March 29, 2018 | 6 min read

At last week’s Digital Innovators’ Summit in Berlin, magazine publishers from over 35 countries came together to consider new technologies, hear from international speakers and scrutinize new business models. Amid debates and discussions about the future, however, a new saviour of the sector emerged: the reader.

magazines stacked from Unsplash

Magazine publishers are using innovative methods to build their revenue streams.

The Summit saw Fipp (the International Federation of Periodical Publishers) release the ninth edition of their Innovation in Magazine Media World Report, a compendium of recommendations and predictions for the publishers of today and tomorrow.

The report sees the trade body hail a turnaround in fortunes for firms capitalising on reader-derived revenues, and a consensus among publishers that consumers are becoming more willing to hand over their cash for quality content. In fact, according to John Wilpers, the report’s author and co-editor, it is quite optimistic.

“In the nine years I’ve been doing this, it’s the first year that I actually feel the industry is in good shape,” he tells The Drum. His positivity is shared by Fipp’s president James Hewes, who says: “Innovation continues to drive out a wealth of opportunities for media businesses across the world.”

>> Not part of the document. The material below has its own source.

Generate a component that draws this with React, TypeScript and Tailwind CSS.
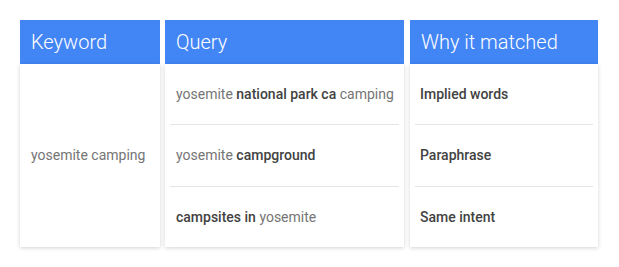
import React from "react"

type Part = { text: string; bold?: boolean }

const queries: Part[][] = [
  [{ text: "yosemite " }, { text: "national park ca", bold: true }, { text: " camping" }],
  [{ text: "yosemite " }, { text: "campground", bold: true }],
  [{ text: "campsites in", bold: true }, { text: " yosemite" }],
]

const reasons = ["Implied words", "Paraphrase", "Same intent"]

function Header({ title }: { title: string }) {
  return (
    <div className="h-[44px] bg-[#4285f4] flex items-center pl-[11px] text-white text-[20px] font-light leading-none">
      {title}
    </div>
  )
}

function Rows({ children }: { children: React.ReactNode[] }) {
  return (
    <div className="flex flex-col px-[5px]">
      {children.map((c, i) => (
        <div key={i} className="flex flex-col">
          {i > 0 && <div className="h-px bg-[#e5e5e5]" />}
          <div className={`flex items-center px-[6px] whitespace-nowrap ${i === 0 ? "h-[60px]" : "h-[61px]"}`}>{c}</div>
        </div>
      ))}
    </div>
  )
}

export default function App() {
  return (
    <div
      className="w-[619px] h-[267px] bg-white pt-[20px] pl-[20px] flex gap-[5px] text-[14px]"
      style={{ fontFamily: "Roboto, 'Liberation Sans', sans-serif" }}
    >
      {/* Keyword */}
      <div className="w-[140px] flex flex-col">
        <Header title="Keyword" />
        <div className="h-[183px] bg-white shadow-[0_1px_4px_rgba(0,0,0,0.18)] flex items-center pl-[11px] text-[#757575]">
          yosemite camping
        </div>
      </div>

      {/* Query */}
      <div className="w-[239px] flex flex-col">
        <Header title="Query" />
        <div className="h-[183px] bg-white shadow-[0_1px_4px_rgba(0,0,0,0.18)]">
          <Rows>
            {queries.map((q, i) => (
              <span key={i} className="text-[#757575]">
                {q.map((p, j) =>
                  p.bold ? (
                    <span key={j} className="font-medium text-[#424242]">{p.text}</span>
                  ) : (
                    <span key={j}>{p.text}</span>
                  )
                )}
              </span>
            ))}
          </Rows>
        </div>
      </div>

      {/* Why it matched */}
      <div className="w-[188px] flex flex-col ml-px">
        <Header title="Why it matched" />
        <div className="h-[183px] bg-white shadow-[0_1px_4px_rgba(0,0,0,0.18)]">
          <Rows>
            {reasons.map((r) => (
              <span key={r} className="font-medium text-[#424242] -ml-px">{r}</span>
            ))}
          </Rows>
        </div>
      </div>
    </div>
  )
}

The report’s key findings focus on the changing revenue landscape for publishers, and in particular, on thawing attitudes towards paying for content. “After years of committing the media’s ‘original sin’ (putting content on the web for free) is that readers are finally willing to pay for our content,” writes Wilpers and fellow editor Juan Señor.

Paywalls, once considered a barrier to online growth, have finally begun to prove their worth with publications like The New Yorker using ‘dynamic paywalls’ to find the perfect balance between tempting readers in, and making sure they pay for what they take away.

Subscription sales are back with millennial readers – inured to the habit of subscribing to services like Netflix and Spotify – identified as having big potential for publishers. “The audiences of the future are past the whole ‘information is free’ thing,” the report concludes. Wilpers, who suggests that millennials are now among the biggest subscriber markets, thinks that this is especially benefiting print publications. He says: “They're doing it as a respite from their daily eight hours in front of a computer screen.”

There are other models to consider. The Guardian, recently dubbed “the poster child for memberships,” has developed a model that appeals to its readers’ hearts as well as their wallets, selling optional memberships that allow readers to support the paper and its magazines. The fact readers can still access the same content without paying might sound counter-intuitive, but it has worked.

Underpinning this renaissance in reader revenue, Wilpers says, is an embrace of diverse business models. Publishers across the board have begun to offer commercial advice services, affiliate services, data-driven e-commerce, events, newsletters, product licensing and programmatic.

The report highlights a partnership between The Oprah Media Group and cruise ship operator Holland America Line, in a deal which has seen branded ships sail the high seas and cruising-inspired content appear between the pages of the group’s publications. Wilpers suggests this is providing publishers with healthier income streams and a more sustainable model for the future. “If you have ten or twelve sources of revenue and one takes a hit, it's not going to sink the ship.”

Not all of Wilpers’ predictions are potential paths to sunlit uplands. Social platforms are treated with a degree of skepticism in the report, with Wilpers likening Facebook’s relationship to publishers to that of a drug dealer.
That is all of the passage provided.